Il aurait fallu plus de temps pour explorer plus loin cette piste avec les vins de Catherine et Pierre Breton, producteurs eux aussi de vins « naturels et biodynamiques » (Bourgueil, Chinon et Vouvray), à Restigné, et qui aiment produire des vins portés sur le fruit. Des vins canailles, diablement séducteurs mais sans artifices, purs comme de l’eau de roche. En particulier, leur « Nuit d’ivresse », issue d’une sélection de vieilles vignes sur terroir argilo-calcaire, élevée sans souffre.

Mais un orfèvre de l’accord des mets et des vins nous attendait. Remontons la Loire, direction Vouvray. Philippe Foreau, grand gastronome, qui ne peut s’empêcher d’évoquer un vin sans le plat qui pourrait l’accompagner, couve amoureusement de sa passion et de toute sa précision Le Clos Naudin. Il est avec son voisin, le Domaine Huet, l’un des deux plus prestigieux noms du terroir de Vouvray, où le chenin s’épanouit de manière lumineuse.

La dégustation commence avec un Vouvray sec 2007, sur lequel les différents chèvres proposés s’abîment, le vin s’asséchant et perdant de sa fraîcheur. Remontons dans le temps. Le Vouvray sec 2005 est plus heureux : plus gras, plus fruit mûr que le précédent, il amorce un rapprochement sensuel sur la texture. Un amour platonique, les deux amants, on le sent bien, commencent tout juste à se caresser sans vouloir communier. « Avec l’âge, prédit Philippe Foreau, ce vin va développer des arômes grillés très fins, qui seront parfaits pour ce type de fromage. »

Amour passion

Poursuivons dans l’exploration du passé... et de la douceur. Un mœlleux de 1989 (70 g/litre de sucre résiduel), assez puissant, avec des arômes évoquant la cire et les fruits mûrs, engloutit le fromage, réduit au rôle de faire-valoir. Le gracile chèvre ne résiste pas à l’adolescence fougueuse du vin. L’accord parfait n’est pas encore là...
Le maître de céans ne résiste au plaisir de s’autoriser une petite digression avec une fourme d’Ambert fondante apportée par Marc Refabert. L’accord est classique et trouve immédiatement validation : le vin accentue la dimension salée du fromage qui accentue le côté liquoreux, confituré, abricoté du vin, pour finir sur une étonnante sensation de caramel salé et de banane. Cela ressemble à l’amour passionnel, celui dont on dit qu’il fait perdre la raison et dont on s’étonne toujours des manifestations.

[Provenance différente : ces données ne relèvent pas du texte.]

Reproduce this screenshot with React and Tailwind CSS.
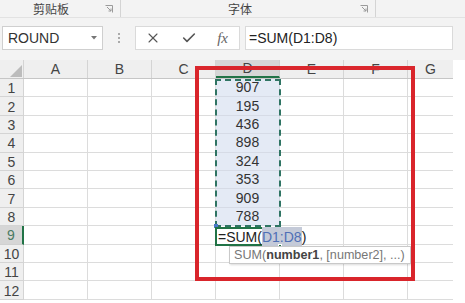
import React from "react";
import { X, Check } from "lucide-react";

const cols = [
  { n: "A", w: "w-[64px]" },
  { n: "B", w: "w-[64px]" },
  { n: "C", w: "w-[64px]" },
  { n: "D", w: "w-[64px]" },
  { n: "E", w: "w-[64px]" },
  { n: "F", w: "w-[64px]" },
  { n: "G", w: "w-[45px]" },
];
const values = { 1: 907, 2: 195, 3: 436, 4: 898, 5: 324, 6: 353, 7: 909, 8: 788 };
const rows = [1, 2, 3, 4, 5, 6, 7, 8, 9, 10, 11, 12];

function Launcher() {
  return (
    <svg width="8" height="8" viewBox="0 0 8 8" className="shrink-0">
      <path d="M0.5 0.5 H7.5 V7.5" fill="none" stroke="#9a9a9a" strokeWidth="1" />
      <path d="M2 2 L6 6 M6 3.5 V6 H3.5" fill="none" stroke="#9a9a9a" strokeWidth="1" />
    </svg>
  );
}

export default function App() {
  return (
    <div
      className="relative w-[465px] h-[303px] overflow-hidden bg-white text-[#333]"
      style={{ fontFamily: '"Liberation Sans", "Noto Sans CJK SC", sans-serif' }}
    >
      {/* Ribbon group labels */}
      <div className="flex h-[18px] bg-[#f3f3f3] border-b border-[#e2e2e2] text-[12px] text-[#444]">
        <div className="flex items-center w-[121px] border-r border-[#d4d4d4] pl-[33px] pr-[7px]">
          <span className="leading-none" style={{ fontFamily: '"Noto Sans CJK SC", sans-serif' }}>剪贴板</span>
          <span className="ml-auto"><Launcher /></span>
        </div>
        <div className="flex items-center w-[255px] border-r border-[#d4d4d4] pl-[107px] pr-[7px]">
          <span className="leading-none" style={{ fontFamily: '"Noto Sans CJK SC", sans-serif' }}>字体</span>
          <span className="ml-auto"><Launcher /></span>
        </div>
      </div>

      {/* Formula bar */}
      <div className="flex items-center h-[42px] bg-[#f3f3f3] pl-[2px] pb-[2px]">
        <div className="flex items-center w-[101px] h-[24px] bg-white border border-[#cfcfcf] pl-[5px] pr-[5px]">
          <span className="text-[14px] text-[#333]">ROUND</span>
          <svg width="6" height="4" viewBox="0 0 6 4" className="ml-auto">
            <path d="M0 0 H6 L3 3.5 Z" fill="#777" />
          </svg>
        </div>
        <div className="flex flex-col items-center justify-center gap-[2px] w-[32px] h-[24px]">
          <span className="w-[2px] h-[2px] bg-[#aaa]" />
          <span className="w-[2px] h-[2px] bg-[#aaa]" />
          <span className="w-[2px] h-[2px] bg-[#aaa]" />
        </div>
        <div className="flex items-center justify-between w-[105px] h-[24px] bg-white border border-[#dadada] pl-[9px] pr-[11px]">
          <X size={16} strokeWidth={1.6} color="#555" />
          <Check size={16} strokeWidth={2.4} color="#555" />
          <span
            className="italic text-[15px] text-[#666]"
            style={{ fontFamily: '"Liberation Serif", serif' }}
          >
            fx
          </span>
        </div>
        <div className="flex items-center w-[208px] grow-0 shrink-0 h-[24px] ml-[5px] bg-white border border-[#dadada] pl-[3px]">
          <span className="text-[14px] text-[#222]">=SUM(D1:D8)</span>
        </div>
      </div>

      {/* Grid */}
      <div className="w-[453px]">
        {/* header row */}
        <div className="flex h-[19px] bg-[#efefef] border-b border-[#c6c6c6]">
          <div className="relative w-[24px] border-r border-[#d4d4d4]">
            <svg width="24" height="19" viewBox="0 0 24 19" className="absolute left-0 top-0">
              <polygon points="22,5 22,17 10,17" fill="#bcbcbc" />
            </svg>
          </div>
          {cols.map((c, i) => (
            <div
              key={c.n}
              className={
                c.n === "D"
                  ? `${c.w} flex items-center justify-center text-[14px] text-[#444] bg-[#d6d6d6] border-b-2 border-[#217346] border-r border-r-[#cfcfcf]`
                  : i === cols.length - 1
                  ? `${c.w} flex items-center justify-center text-[14px] text-[#444]`
                  : `${c.w} flex items-center justify-center text-[14px] text-[#444] border-r border-[#d4d4d4]`
              }
            >
              {c.n}
            </div>
          ))}
        </div>

        {rows.map((r) => (
          <div key={r} className="flex h-[18.4px]">
            <div
              className={
                r === 9
                  ? "w-[24px] flex items-center justify-center pt-[2px] text-[14px] text-[#4a7a62] bg-[#d6d6d6] border-r-2 border-r-[#217346] border-b border-[#d0d0d0]"
                  : "w-[24px] flex items-center justify-center pt-[2px] text-[14px] text-[#444] bg-[#efefef] border-r border-b border-[#d4d4d4]"
              }
            >
              {r}
            </div>
            {cols.map((c, i) => {
              const isD = c.n === "D" && values[r];
              const last = i === cols.length - 1;
              return (
                <div
                  key={c.n}
                  className={
                    isD
                      ? `${c.w} flex items-center justify-center text-[14px] text-[#333] bg-[#e4eaf5] border-r border-b border-[#d6dbe6]`
                      : last
                      ? `${c.w} border-b border-[#dcdcdc]`
                      : `${c.w} border-r border-b border-[#dcdcdc]`
                  }
                >
                  {isD ? values[r] : null}
                </div>
              );
            })}
          </div>
        ))}
      </div>

      {/* Copy/reference marquee around D1:D8 */}
      <div className="absolute left-[215px] top-[79px] w-[66px] h-[148px] border-2 border-dashed border-[#2f7463] pointer-events-none" />
      <div className="absolute left-[214px] top-[224px] w-[4px] h-[4px] bg-[#4a78c8]" />

      {/* Editing cell D9 */}
      <div className="absolute left-[215px] top-[227px] w-[66px] h-[19px] border-2 border-[#217346] bg-white">
        <div className="absolute left-[1px] top-[0px] h-[16px] flex items-center whitespace-nowrap text-[14px] text-[#222]">
          <span>=SUM(</span>
          <span className="bg-[#c4cad8] text-[#4f6fb6]">D1:D8</span>
          <span>)</span>
        </div>
      </div>
      <div className="absolute left-[278px] top-[244px] w-[4px] h-[4px] bg-[#217346] border border-white" />

      {/* Function tooltip */}
      <div className="absolute left-[229px] top-[246px] w-[182px] h-[18px] flex items-center pl-[4px] bg-white border border-[#c9c9c9] shadow-[1px_1px_2px_rgba(0,0,0,0.15)] text-[12.6px] text-[#777] whitespace-nowrap">
        SUM(<b className="font-bold text-[#444]">number1</b>, [number2], ...)
      </div>

      {/* Red annotation box */}
      <div className="absolute left-[195px] top-[66px] w-[220px] h-[215px] border-[4px] border-[#d9252b] pointer-events-none" />
    </div>
  );
}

Une telle rencontre est-elle possible avec un sainte-maure de Touraine ? Philippe Foreau n’est pas décidé à en rester là. Il tient son idée, traverse la rue et revient du chai avec une bouteille de plus d’un demi-siècle, un Vouvray 1947 Perruches aux tonalités mordorées. Les présentations sont hésitantes, puis la fusion s’opère, celle où 1 +1 = 1, dans toute son évidence. L’alliance libère un délicat goût d’amande ! La fraîcheur lactique, toujours présente en toile de fond, donne de la profondeur au vin, qui devient presque suave. « Voilà, s’exclame Philippe Foreau, le chèvre gras est sublimé par les moelleux âgés. Ils conviennent mieux que les vins jeunes qui sont davantage sur le fruit ! »

Le lendemain, en faisant le tri des idées et des notes de dégustation, le chenin, mœlleux ou liquoreux, produit bien sûr avec talent, avec assez d’acidité et de minéralité pour ne pas le laisser aller sur une pente doucereuse, s’impose comme une évidence. Et le sauvignon ? A bannir ? Pas forcément. Certes, sur des fromages tendres, l’accord est souvent délicat : le vin a tendance à se durcir, alors que le fromage jeune a tendance à coller au palais, d’où des bouches pâteuses où se libère l’amertume des tanins. Mais sur des fromages plus secs, l’alliance a plus de chance d’être heureuse. Une voie à explorer...

L’accord parfait se réalise entre des chèvres tendres et des blancs mœlleux de cépage chenin.